Start of Dataset content
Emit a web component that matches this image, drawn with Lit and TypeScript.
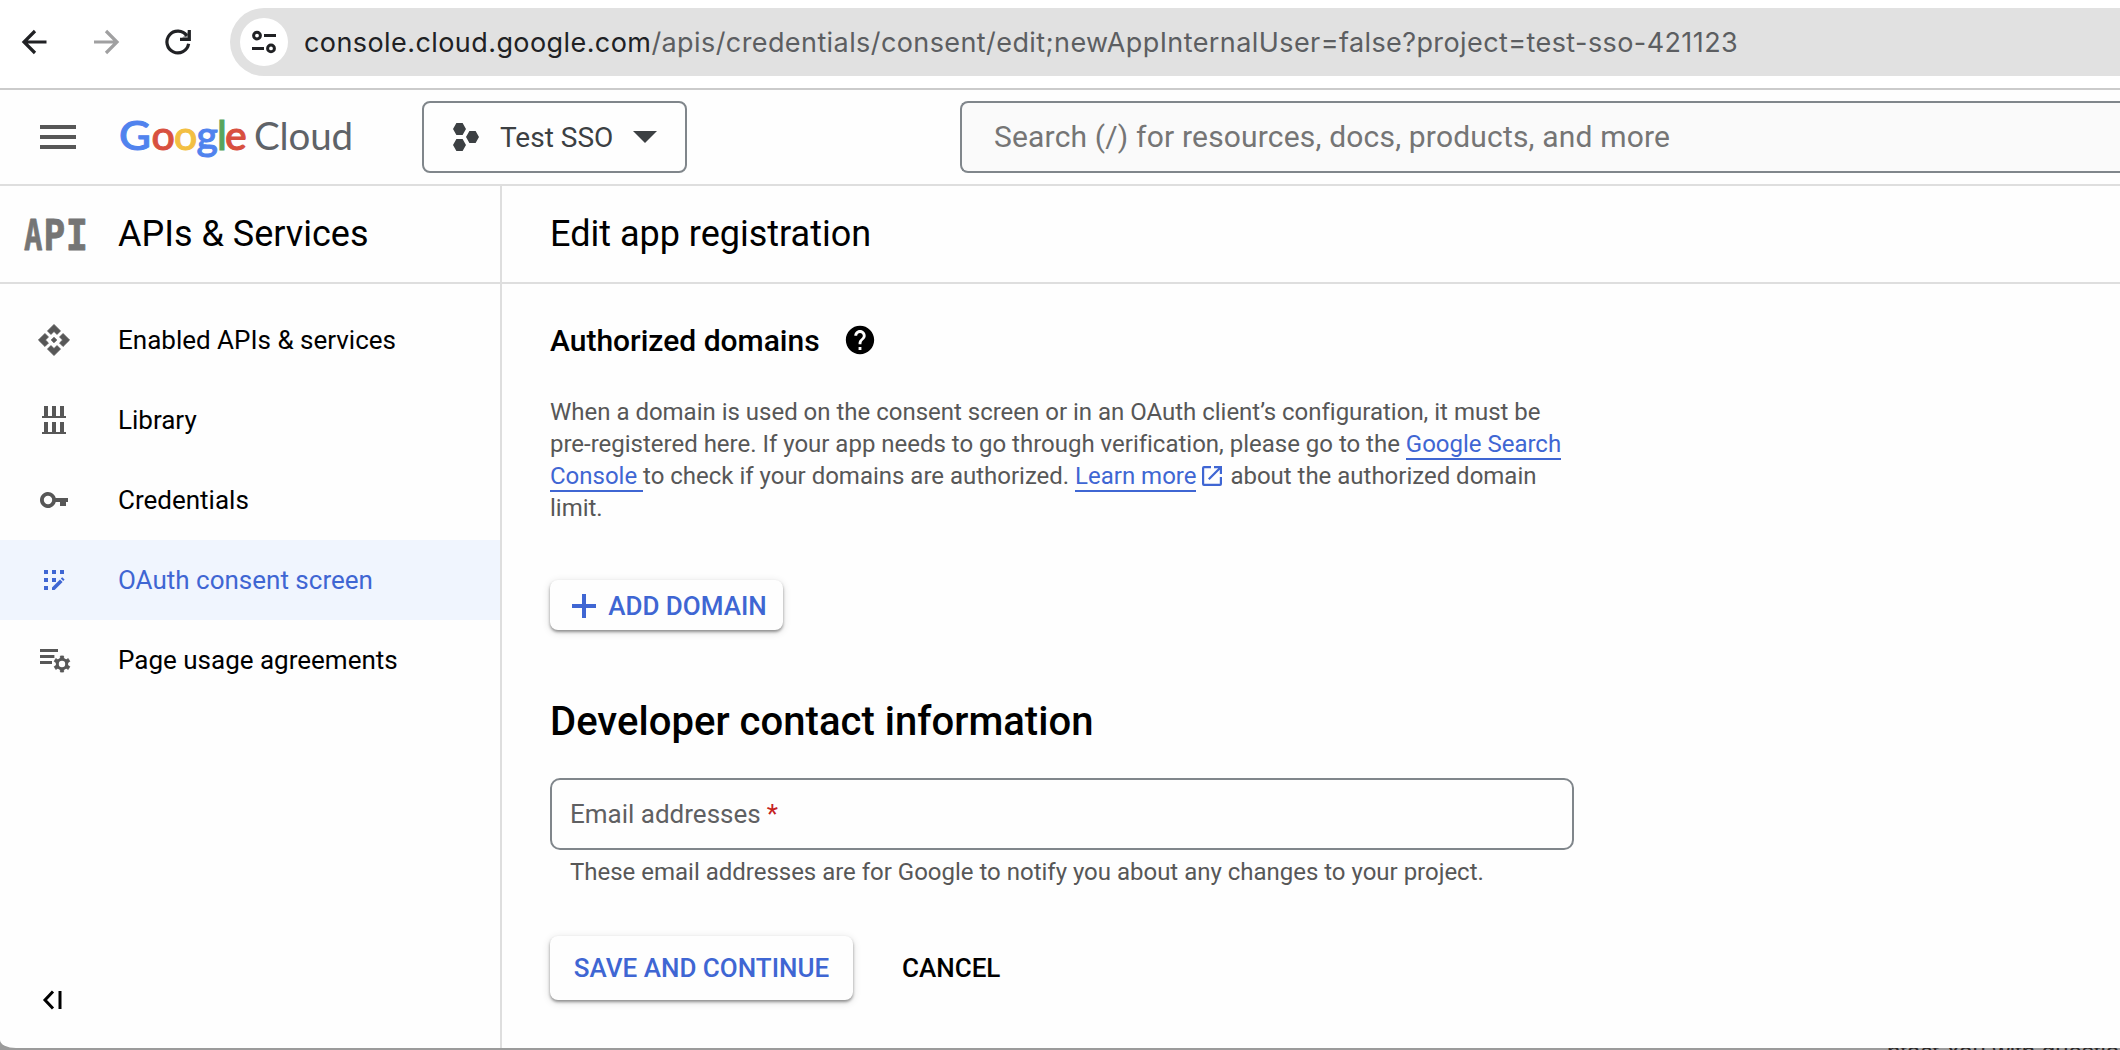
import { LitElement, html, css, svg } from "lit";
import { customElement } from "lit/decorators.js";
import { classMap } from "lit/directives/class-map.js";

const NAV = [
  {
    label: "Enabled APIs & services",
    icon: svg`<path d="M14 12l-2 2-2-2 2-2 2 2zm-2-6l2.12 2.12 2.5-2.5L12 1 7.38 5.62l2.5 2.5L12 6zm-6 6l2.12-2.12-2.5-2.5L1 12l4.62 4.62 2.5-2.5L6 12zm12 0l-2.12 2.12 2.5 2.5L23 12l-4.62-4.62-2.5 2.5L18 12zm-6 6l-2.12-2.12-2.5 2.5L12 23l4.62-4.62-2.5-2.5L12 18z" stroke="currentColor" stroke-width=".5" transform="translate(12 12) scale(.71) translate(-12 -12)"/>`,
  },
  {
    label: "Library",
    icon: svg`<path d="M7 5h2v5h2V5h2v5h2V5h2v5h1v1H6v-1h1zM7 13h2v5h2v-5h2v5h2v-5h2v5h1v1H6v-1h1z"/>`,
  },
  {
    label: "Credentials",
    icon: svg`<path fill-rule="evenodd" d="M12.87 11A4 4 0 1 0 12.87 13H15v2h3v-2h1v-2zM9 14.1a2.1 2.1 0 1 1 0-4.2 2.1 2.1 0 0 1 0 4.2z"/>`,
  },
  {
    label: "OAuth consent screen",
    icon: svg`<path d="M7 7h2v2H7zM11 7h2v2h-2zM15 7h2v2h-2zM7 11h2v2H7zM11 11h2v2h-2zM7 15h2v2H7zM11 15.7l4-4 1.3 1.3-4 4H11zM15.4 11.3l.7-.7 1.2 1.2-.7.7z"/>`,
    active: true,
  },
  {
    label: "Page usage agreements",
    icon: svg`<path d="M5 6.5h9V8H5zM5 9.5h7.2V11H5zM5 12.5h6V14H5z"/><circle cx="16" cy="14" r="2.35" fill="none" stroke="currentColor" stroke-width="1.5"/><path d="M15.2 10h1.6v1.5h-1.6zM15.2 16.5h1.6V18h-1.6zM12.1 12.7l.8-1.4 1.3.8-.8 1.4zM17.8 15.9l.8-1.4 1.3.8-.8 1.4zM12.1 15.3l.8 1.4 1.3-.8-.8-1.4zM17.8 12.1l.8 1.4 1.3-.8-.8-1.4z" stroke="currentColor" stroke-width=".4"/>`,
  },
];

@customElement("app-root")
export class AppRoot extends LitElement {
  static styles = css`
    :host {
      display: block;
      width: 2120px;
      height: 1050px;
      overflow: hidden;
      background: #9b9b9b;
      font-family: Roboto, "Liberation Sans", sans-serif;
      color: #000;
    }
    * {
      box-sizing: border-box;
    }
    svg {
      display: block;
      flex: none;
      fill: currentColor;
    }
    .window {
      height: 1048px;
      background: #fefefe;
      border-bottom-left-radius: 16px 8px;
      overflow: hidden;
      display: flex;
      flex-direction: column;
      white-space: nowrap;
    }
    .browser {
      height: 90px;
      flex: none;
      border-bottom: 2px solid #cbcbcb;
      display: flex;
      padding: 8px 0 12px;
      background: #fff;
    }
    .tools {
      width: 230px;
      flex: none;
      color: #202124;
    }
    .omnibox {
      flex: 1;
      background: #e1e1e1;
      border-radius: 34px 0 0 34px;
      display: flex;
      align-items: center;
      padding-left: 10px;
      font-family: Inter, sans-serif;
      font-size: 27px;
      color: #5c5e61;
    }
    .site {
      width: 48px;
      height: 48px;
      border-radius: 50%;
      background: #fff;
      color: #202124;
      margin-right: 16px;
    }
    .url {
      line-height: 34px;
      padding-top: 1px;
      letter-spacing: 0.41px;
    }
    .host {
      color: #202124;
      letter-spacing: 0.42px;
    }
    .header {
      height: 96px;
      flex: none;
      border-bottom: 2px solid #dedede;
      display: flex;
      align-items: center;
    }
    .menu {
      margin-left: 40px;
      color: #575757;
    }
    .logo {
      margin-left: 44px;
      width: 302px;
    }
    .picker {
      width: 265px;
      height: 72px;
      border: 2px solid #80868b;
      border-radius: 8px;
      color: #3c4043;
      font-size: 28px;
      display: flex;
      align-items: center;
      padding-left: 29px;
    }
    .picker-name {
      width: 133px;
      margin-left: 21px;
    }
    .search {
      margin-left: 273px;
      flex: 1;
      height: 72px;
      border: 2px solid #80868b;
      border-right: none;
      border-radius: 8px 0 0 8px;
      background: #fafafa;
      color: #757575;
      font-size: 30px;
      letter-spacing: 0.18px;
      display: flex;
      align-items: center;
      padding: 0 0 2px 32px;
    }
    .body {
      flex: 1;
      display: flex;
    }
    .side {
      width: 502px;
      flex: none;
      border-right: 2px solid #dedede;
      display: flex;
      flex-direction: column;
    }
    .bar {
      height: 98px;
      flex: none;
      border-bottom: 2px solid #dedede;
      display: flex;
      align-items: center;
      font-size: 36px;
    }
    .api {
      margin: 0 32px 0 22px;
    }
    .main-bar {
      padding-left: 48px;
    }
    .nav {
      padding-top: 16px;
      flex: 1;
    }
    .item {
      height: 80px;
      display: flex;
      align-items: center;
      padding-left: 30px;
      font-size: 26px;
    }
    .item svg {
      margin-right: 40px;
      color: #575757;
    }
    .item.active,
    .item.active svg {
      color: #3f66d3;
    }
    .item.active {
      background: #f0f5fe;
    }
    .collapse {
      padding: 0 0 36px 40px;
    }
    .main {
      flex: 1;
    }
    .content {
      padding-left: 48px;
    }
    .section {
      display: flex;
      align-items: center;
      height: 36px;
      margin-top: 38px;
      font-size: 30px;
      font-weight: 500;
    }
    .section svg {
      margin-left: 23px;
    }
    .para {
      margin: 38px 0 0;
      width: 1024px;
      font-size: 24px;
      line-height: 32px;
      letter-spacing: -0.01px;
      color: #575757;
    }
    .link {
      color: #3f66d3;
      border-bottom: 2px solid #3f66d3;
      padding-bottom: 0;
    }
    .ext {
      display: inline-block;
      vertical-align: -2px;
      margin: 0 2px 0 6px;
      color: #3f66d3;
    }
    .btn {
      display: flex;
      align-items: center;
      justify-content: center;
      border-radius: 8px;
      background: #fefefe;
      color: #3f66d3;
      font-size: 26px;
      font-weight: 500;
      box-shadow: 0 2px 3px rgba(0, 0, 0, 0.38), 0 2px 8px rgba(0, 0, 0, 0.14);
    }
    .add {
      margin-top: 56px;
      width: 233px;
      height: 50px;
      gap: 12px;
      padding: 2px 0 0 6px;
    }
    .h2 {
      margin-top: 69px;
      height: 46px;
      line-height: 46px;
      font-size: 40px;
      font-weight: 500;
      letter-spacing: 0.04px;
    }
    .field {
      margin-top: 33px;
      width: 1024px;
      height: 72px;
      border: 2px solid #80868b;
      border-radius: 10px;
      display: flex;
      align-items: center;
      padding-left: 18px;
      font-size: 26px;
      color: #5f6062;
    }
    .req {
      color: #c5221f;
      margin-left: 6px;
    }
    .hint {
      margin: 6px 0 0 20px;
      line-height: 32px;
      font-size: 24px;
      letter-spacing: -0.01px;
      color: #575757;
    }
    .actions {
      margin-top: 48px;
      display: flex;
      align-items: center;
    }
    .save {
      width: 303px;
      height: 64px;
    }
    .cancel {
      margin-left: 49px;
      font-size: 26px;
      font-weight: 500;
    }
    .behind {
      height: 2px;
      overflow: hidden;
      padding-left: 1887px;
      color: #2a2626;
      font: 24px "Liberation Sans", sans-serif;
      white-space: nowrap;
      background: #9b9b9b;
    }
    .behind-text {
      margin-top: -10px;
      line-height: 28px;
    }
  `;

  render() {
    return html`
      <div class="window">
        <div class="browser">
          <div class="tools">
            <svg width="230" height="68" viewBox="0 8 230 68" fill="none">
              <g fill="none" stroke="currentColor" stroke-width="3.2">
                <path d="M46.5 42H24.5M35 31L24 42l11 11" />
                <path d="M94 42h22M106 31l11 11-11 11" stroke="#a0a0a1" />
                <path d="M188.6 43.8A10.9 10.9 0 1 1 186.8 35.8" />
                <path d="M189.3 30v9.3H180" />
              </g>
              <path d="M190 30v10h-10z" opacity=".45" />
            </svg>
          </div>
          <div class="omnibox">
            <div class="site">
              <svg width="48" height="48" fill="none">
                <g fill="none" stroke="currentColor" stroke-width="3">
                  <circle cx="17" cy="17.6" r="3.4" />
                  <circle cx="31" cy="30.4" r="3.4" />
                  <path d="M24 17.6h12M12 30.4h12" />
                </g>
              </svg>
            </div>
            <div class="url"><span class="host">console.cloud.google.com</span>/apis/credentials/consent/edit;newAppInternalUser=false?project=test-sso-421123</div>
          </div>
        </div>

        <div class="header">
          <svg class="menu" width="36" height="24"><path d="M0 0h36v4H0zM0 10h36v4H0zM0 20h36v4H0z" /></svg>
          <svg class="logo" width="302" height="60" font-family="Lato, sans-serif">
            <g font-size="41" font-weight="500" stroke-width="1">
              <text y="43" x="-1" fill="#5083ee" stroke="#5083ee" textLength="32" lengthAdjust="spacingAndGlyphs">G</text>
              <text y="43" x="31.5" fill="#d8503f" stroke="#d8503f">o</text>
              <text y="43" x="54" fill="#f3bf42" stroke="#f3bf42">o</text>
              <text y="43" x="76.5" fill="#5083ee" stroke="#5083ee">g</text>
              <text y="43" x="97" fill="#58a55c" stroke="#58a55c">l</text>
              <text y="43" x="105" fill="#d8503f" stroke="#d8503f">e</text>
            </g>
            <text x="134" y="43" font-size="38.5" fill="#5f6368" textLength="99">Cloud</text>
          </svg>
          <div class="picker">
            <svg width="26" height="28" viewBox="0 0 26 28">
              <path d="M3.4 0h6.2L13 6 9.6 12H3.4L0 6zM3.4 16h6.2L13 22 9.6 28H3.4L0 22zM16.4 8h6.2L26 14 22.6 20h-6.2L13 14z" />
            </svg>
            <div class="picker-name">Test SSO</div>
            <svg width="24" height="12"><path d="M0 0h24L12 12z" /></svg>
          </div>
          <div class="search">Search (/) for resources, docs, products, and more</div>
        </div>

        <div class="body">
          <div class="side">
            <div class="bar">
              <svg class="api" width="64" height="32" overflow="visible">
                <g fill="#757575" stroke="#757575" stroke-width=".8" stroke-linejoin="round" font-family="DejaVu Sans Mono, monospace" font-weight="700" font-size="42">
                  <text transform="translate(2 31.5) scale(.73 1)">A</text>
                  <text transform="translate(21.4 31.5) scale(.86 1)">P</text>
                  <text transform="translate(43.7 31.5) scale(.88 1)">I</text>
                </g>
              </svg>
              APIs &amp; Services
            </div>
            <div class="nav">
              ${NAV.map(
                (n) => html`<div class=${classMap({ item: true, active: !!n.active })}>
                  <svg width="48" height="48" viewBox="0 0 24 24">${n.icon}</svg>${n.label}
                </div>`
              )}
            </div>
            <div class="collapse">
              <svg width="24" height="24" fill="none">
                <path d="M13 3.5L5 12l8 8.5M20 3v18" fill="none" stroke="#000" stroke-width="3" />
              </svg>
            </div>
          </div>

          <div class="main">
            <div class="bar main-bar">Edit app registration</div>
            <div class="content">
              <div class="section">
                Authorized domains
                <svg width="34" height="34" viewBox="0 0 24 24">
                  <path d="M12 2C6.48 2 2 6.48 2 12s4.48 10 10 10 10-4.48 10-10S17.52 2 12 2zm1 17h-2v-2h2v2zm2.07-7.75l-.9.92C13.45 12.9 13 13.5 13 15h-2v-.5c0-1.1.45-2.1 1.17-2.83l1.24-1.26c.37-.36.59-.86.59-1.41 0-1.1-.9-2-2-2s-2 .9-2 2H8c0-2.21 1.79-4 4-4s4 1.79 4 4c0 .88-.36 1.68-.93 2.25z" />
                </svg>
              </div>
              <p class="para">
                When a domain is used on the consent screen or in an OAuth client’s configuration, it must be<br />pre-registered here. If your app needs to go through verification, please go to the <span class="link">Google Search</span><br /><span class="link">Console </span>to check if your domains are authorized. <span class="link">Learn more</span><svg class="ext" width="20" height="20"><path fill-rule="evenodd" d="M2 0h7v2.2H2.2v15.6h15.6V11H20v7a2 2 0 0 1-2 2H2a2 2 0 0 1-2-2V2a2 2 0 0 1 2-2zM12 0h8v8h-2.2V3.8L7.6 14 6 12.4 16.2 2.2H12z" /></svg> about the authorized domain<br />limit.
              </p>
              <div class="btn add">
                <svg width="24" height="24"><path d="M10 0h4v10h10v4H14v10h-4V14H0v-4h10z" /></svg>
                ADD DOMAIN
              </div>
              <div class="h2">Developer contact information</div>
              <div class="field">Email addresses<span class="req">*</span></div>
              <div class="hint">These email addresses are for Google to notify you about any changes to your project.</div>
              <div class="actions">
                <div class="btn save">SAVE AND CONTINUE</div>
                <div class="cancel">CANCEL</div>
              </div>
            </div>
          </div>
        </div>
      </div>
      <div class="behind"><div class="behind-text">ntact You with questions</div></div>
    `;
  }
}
End of Dataset content
[Goal] Among the lines of the data above, determine how many contain the word "with". Report the number alone.

[Answer for the task] 2